Most Western governments have failed to appreciate the reasons for this defiance: the Qatari leadership believes it is immune to military action by its aggrieved neighbors. This is because, as the Qatari emir told Charlie Rose in a recent appearance on 60 Minutes, it expects the United States would come to its aid, based upon the presence in Qatar of Al Udeid Air Base, the largest U.S. military installation in the Middle East.
A speedy but proper resolution of the standoff with Qatar is clearly in American interests. Consistent with President Trump’s May 20 Riyadh speech, and his just-announced plan of action against Iran, such a resolution must include Doha’s cessation of all forms of support for extremist Islamic movements and the end of its flirtation with Tehran.
Indeed, recent events demonstrate how radical Islamic movements of all stripes cooperate with Tehran in seeking to challenge American and Saudi interests throughout the Middle East and beyond. A few days ago, the CIA released a vast trove of documents captured during the 2011 U.S. raid on the Abbottabad compound, during which Osama bin Laden was killed. Among these documents is a seventeen-page paper, prepared by a senior Bin Laden aide, that details how for years Tehran has provided financial, logistical and operational support to Al Qaeda. The paper makes clear that, despite the profound religious differences between the extremist Sunni Al Qaeda and extremist Shia Iran, they share a central strategic interest in attacking American and Saudi interests.
The end of Qatar’s current policy is all the more essential now, given Saudi Arabia’s drive, launched by its new young dynamic leadership, to unify the Islamic world around an uncompromising position against all form of radicalism. The best way to resolve the Qatari crisis is for Washington to announce that the presence of a U.S. base in Qatar is not a security guarantee. Indeed, consistent with U.S. constitutional strictures, the only way such a guarantee could be provided by the United States is through a bilateral or multilateral treaty that requires Senate’s advice and consent. This, of course, has not taken place.
Doha’s transgressions against Saudi Arabia and other Arab states should come to an end. Qatar has funded most major extremist movements in the Arab world for the last ten years, attempting to overthrow the major Arab regimes. It has particularly supported the Muslim Brotherhood, apparently thinking that, if that group came to power throughout the Middle East, Qatar’s emir could claim a role of “Arab overlord.” By engaging in this form of power projection, Qatar seems to hope that it can challenge the Saudi monarch’s standing within the wider Muslim world.

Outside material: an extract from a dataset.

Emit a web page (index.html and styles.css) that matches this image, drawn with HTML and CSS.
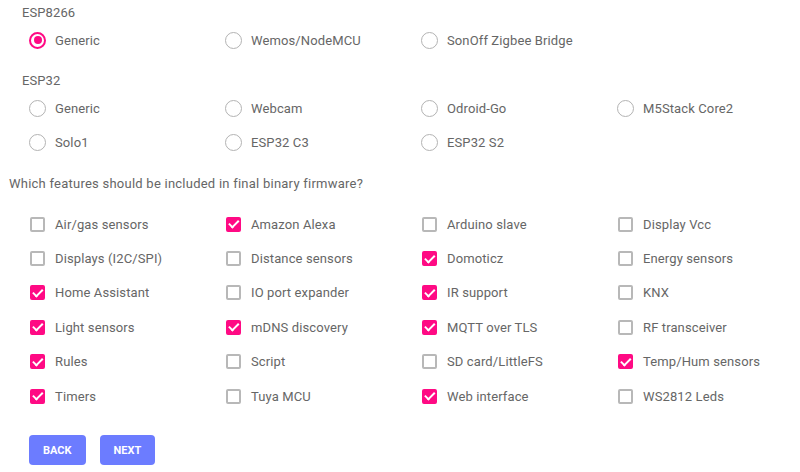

This plan actually seemed to be working for a moment, when President Mubarak was overthrown in 2011 and a Muslim Brotherhood–linked government came to power in Egypt. As devastating as this was for the Egyptian people and the stability of the Arab world, Qatar’s leadership was ecstatic. It had funded and given refuge to Yusuf al-Qaradawi, the Brotherhood’s theological and spiritual leader—who has stated that the Holocaust is a “punishment” for the “corruption” of the Jews.
Similarly, the Qatari-funded Al Jazeera network is based in Doha, the country’s capital, and has been the voice of virulent anti-Americanism for over two decades. It was Osama bin Laden’s news venue of choice, and has also given a broadcasting platform to the leader of the terrorist Nusra Front, the murderous Al Qaeda affiliate in Syria.

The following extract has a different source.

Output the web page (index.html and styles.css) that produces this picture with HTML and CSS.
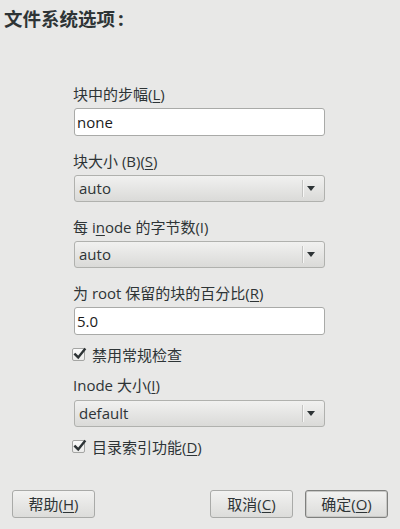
FILE: index.html
```html
<!DOCTYPE html>
<html lang="zh-CN">
<head>
<meta charset="utf-8">
<link rel="stylesheet" href="styles.css">
</head>
<body>
<div class="dialog">
  <div class="title">文件系统选项<span class="colon">:</span></div>
  <div class="form">
    <div class="label l1">块中的步幅(<u>L</u>)</div>
    <div class="entry">none</div>
    <div class="label">块大小 (B)(<u>S</u>)</div>
    <div class="combo"><span class="combo-text">auto</span><span class="sep"></span><span class="arrow"></span></div>
    <div class="label">每 i<u>n</u>ode 的字节数(I)</div>
    <div class="combo"><span class="combo-text">auto</span><span class="sep"></span><span class="arrow"></span></div>
    <div class="label">为 root 保留的块的百分比(<u>R</u>)</div>
    <div class="entry">5.0</div>
    <div class="check"><span class="box"><svg class="tick" width="16" height="16" viewBox="0 0 16 16"><path d="M3.2 8.4 L6.2 11.4 L12.6 3.4" fill="none" stroke="#2e3436" stroke-width="2.4" stroke-linecap="square" stroke-linejoin="miter"/></svg></span><span>禁用常规检查</span></div>
    <div class="label l5">Inode 大小(<u>I</u>)</div>
    <div class="combo"><span class="combo-text">default</span><span class="sep"></span><span class="arrow"></span></div>
    <div class="check"><span class="box"><svg class="tick" width="16" height="16" viewBox="0 0 16 16"><path d="M3.2 8.4 L6.2 11.4 L12.6 3.4" fill="none" stroke="#2e3436" stroke-width="2.4" stroke-linecap="square" stroke-linejoin="miter"/></svg></span><span>目录索引功能(<u>D</u>)</span></div>
  </div>
  <div class="buttons">
    <div class="btn">帮助(<u>H</u>)</div>
    <div class="spacer"></div>
    <div class="btn">取消(<u>C</u>)</div>
    <div class="btn default">确定(<u>O</u>)</div>
  </div>
</div>
</body>
</html>
```
FILE: styles.css
```css
html, body {
  margin: 0;
  padding: 0;
}
body {
  width: 400px;
  height: 529px;
  background: #e8e8e7;
  color: #2e3436;
  font-family: "Open Sans", "Noto Sans CJK SC", sans-serif;
  font-size: 15px;
  overflow: hidden;
}
u {
  text-decoration: underline;
  text-underline-offset: 2px;
  text-decoration-thickness: 1px;
}
.dialog {
  display: flex;
  flex-direction: column;
  height: 529px;
}
.title {
  padding: 7px 0 0 4px;
  font-size: 18.5px;
  font-weight: bold;
  line-height: 24px;
  color: #2e3436;
  white-space: nowrap;
}
.colon {
  margin-left: 3px;
  font-size: 20px;
}
.form {
  display: flex;
  flex-direction: column;
  margin: 53px 0 0 74px;
  width: 251px;
}
.label {
  line-height: 20px;
  height: 20px;
  margin: 15px 0 4px -1px;
  white-space: nowrap;
}
.label.l1 {
  margin-top: 0;
}
.label.l5 {
  margin-top: 10px;
  margin-bottom: 5px;
}
.entry {
  box-sizing: border-box;
  height: 28px;
  background: #ffffff;
  border: 1px solid #a9aaa8;
  border-radius: 3px;
  padding: 0 0 0 2px;
  line-height: 26px;
  color: #1a1a1a;
}
.combo {
  box-sizing: border-box;
  height: 27px;
  border: 1px solid #b0b1ae;
  border-radius: 3px;
  background: linear-gradient(#f1f1f0, #dadad8);
  display: flex;
  align-items: center;
  padding-left: 4px;
}
.combo-text {
  flex: 1;
  line-height: 25px;
  color: #2e3436;
}
.sep {
  width: 1px;
  height: 17px;
  background: #c4c4c2;
  border-right: 1px solid #f6f6f5;
  margin-right: 3px;
}
.arrow {
  width: 0;
  height: 0;
  border-left: 4px solid transparent;
  border-right: 4px solid transparent;
  border-top: 5px solid #2e3436;
  margin-right: 9px;
}
.check {
  display: flex;
  align-items: center;
  height: 20px;
  line-height: 20px;
  margin: 10px 0 0 -2px;
  gap: 7px;
  white-space: nowrap;
}
.box {
  position: relative;
  box-sizing: border-box;
  width: 13px;
  height: 13px;
  border: 1px solid #a4a5a3;
  border-radius: 2px;
  background: linear-gradient(#fbfbfb, #ebebea);
  margin-top: -1px;
}
.tick {
  position: absolute;
  left: -1px;
  top: -3px;
  display: block;
}
.buttons {
  display: flex;
  margin-top: 33px;
  padding: 0 12px;
  gap: 12px;
}
.spacer {
  flex: 1;
}
.btn {
  box-sizing: border-box;
  width: 83px;
  height: 28px;
  border: 1px solid #a9aaa8;
  border-radius: 3px;
  background: linear-gradient(#f2f2f1, #dcdcda);
  text-align: center;
  line-height: 26px;
  color: #2e3436;
}
.btn.default {
  border-color: #7f807e;
  box-shadow: inset 0 0 0 1px #c8c8c6;
}
```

The father of Qatar’s current emir was involved, together with Libya’s late dictator Qaddafi, in at least two assassination plots against the late King Abdullah and senior members of the Saudi royal family, as well as a botched plot to overthrow the Saudi government. Given this conduct, the Saudi-led coalition could certainly assert the right to use military force against Qatar under international law. Indeed, in the 1980s, the United States asserted that the provision of arms and other support by Nicaragua’s Sandinista government to insurgents in El Salvador constituted an “armed attack” under the UN Charter, justifying the use of military force. Although the International Court of Justice disagreed, this remains the U.S. legal position and is particularly appropriate for today’s Middle East, where states such as Qatar and Iran support terrorists and insurgents.
Legal issues aside, were a Saudi-led Arab coalition to decide to invade Qatar and force a leadership change, the United States might be unlikely to side with Qatar. Saudi Arabia is America’s most important Arab ally and one of its most consequential strategic partners globally; in our view, the kingdom has just cause for the use of force. Its military is also gaining valuable combat experience while fighting Iranian proxies in Yemen. Choosing between the Saudi coalition and Qatar would not be difficult for the United States, especially since the Al Udeid base could easily be quarantined from any military operations against Qatar’s meager defences.
Indeed, the idea that the Trump administration would fight against the Saudis in defense of Qatar seems improbable. In the interest of peace, the Trump administration should make clear to Doha that it has anything but a blank check.